Nach Kessler & Cie folgten im 19. Jh. weitere Namen, die als Sektkellerei bis heute in den Regalen der Kaufhäuser und Kühlschränken der Konsumenten zu finden sind: MM (Matheus Müller), Deinhard, Kupferberg, ehem. Kloss & Foerster heute Rotkäppchen, Henkell und Söhnlein u. a.
Eine neue Ära für deutsche Sektproduzenten
Wie kommt es, dass heute Winzersekte und kleinere Betriebe ihren Sekt auf den Markt bringen? Ist es nur ein Trend? Eine Mode, auf die alle aufspringen, und auch ein Stück vom großen Kuchen abhaben wollen? Nur die großen Sektkellereien hatten tatsächlich die staatliche Erlaubnis Sekt zu produzieren! Erst in den 1970er Jahren fällt das Deutsche Sektmonopol bei einer Neufassung des Weingesetzes (1971-1974). Die Europäische Kommission hebt die Alleinstellung der Bezeichnung Sekt auf und damit auch das Monopol. Der Begriff Sekt wird seitdem aber weiter überwiegend im deutschsprachigen Raum für Schaumwein verwendet. Was sich allerdings in den letzten 50 Jahren zunehmend verändert hat, ist das qualitätsbewusste Produzieren von Schaumweinen in kleineren oder mittelgroßen häufig familiengeführten Betrieben.
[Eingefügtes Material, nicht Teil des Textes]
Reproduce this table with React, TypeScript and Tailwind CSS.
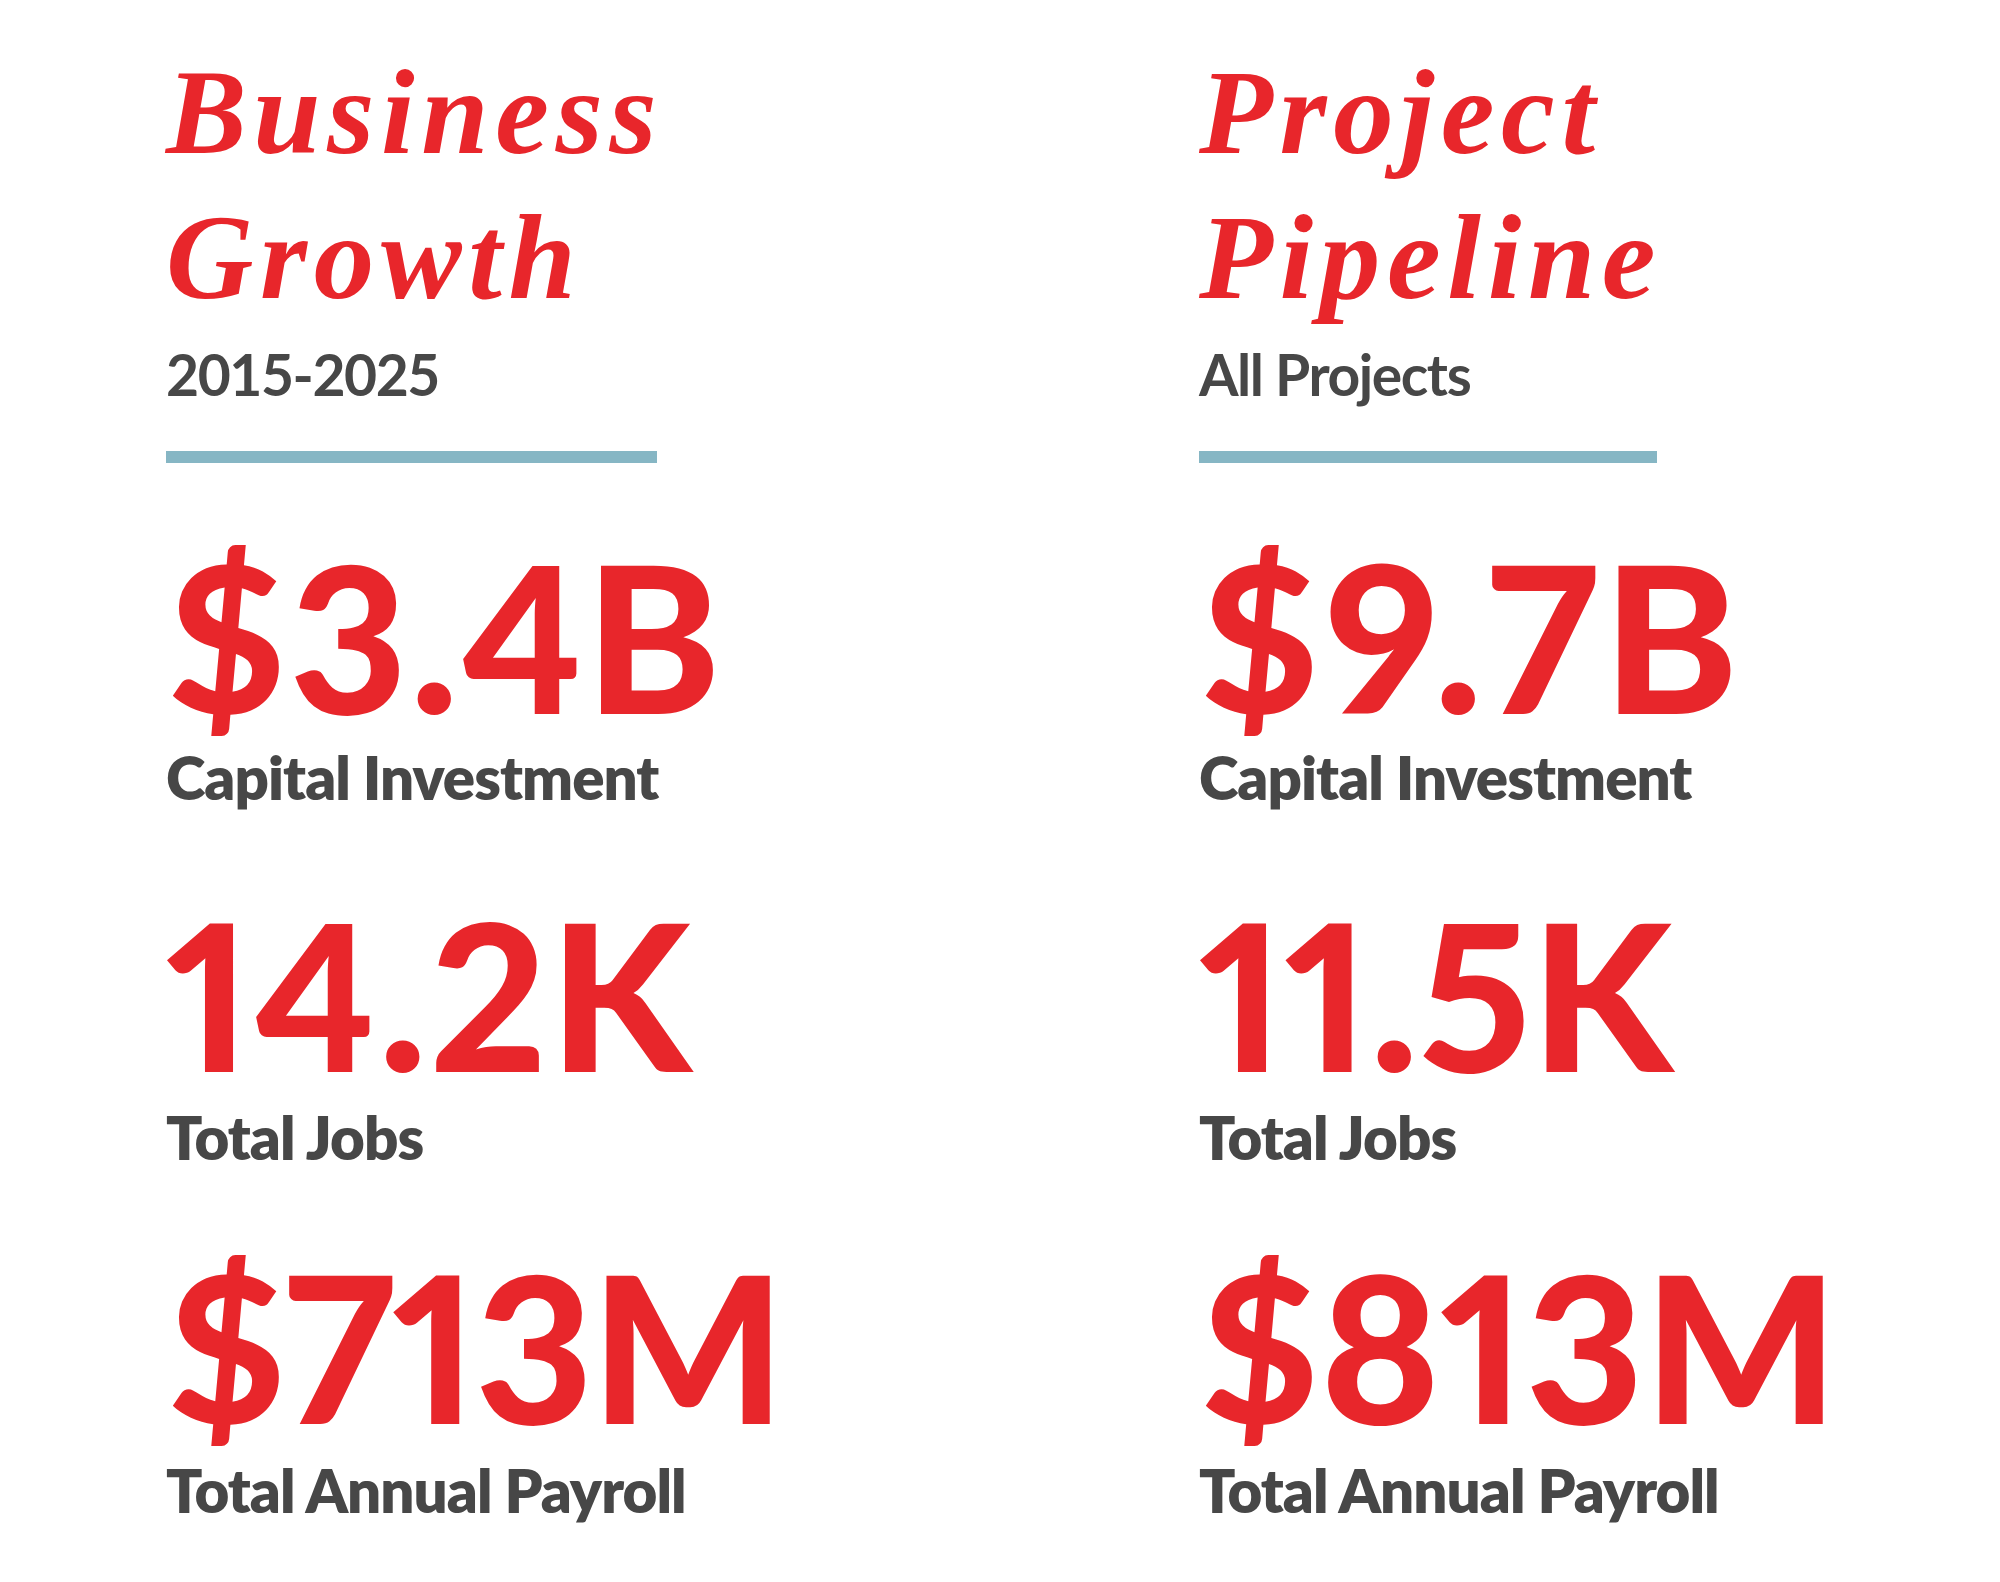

Die Geschichte, die einst mit deutschen Auswanderern ins benachbarte Frankreich mit Champagner begann, schreibt heute in Deutschland und Österreich als Sekt ihre eigene Erfolgsgeschichte weiter.
Zum Schluss…
… komme ich nicht ohne Verweis auf den Spruch Sekt oder Selters aus diesem Beitrag! ; )
Sekt oder Selters
„Der Teufel hat den Sekt gemacht, die Selters kommt von Gott“ heißt es im Sekt oder Selters-Song von „Fettes Brot“. „Ein Leben ohne Sekt ist möglich, aber sinnlos.“ lässt sich auf T-Shirts gedruckt lesen. Ein Song der Toten Hosen, ein Album von Marius Müller-Westernhagen oder eine ganze TV-Serie trägt den Ausspruch Sekt oder Selters als Namen. Die meisten Publikationen mit diesem Titel stammen aus den 1990er Jahren und es war total klar, was gemeint war! Es geht ums Ganze oder eben um nichts. Alles oder nichts. Sekt oder Selters. Was nun teuflisch oder göttlich ist, mag ich nicht beurteilen, aber einer Sache bin ich mir gewiss:
Sekt ist ein Lebensgefühl, einfach unverzichtbar lecker!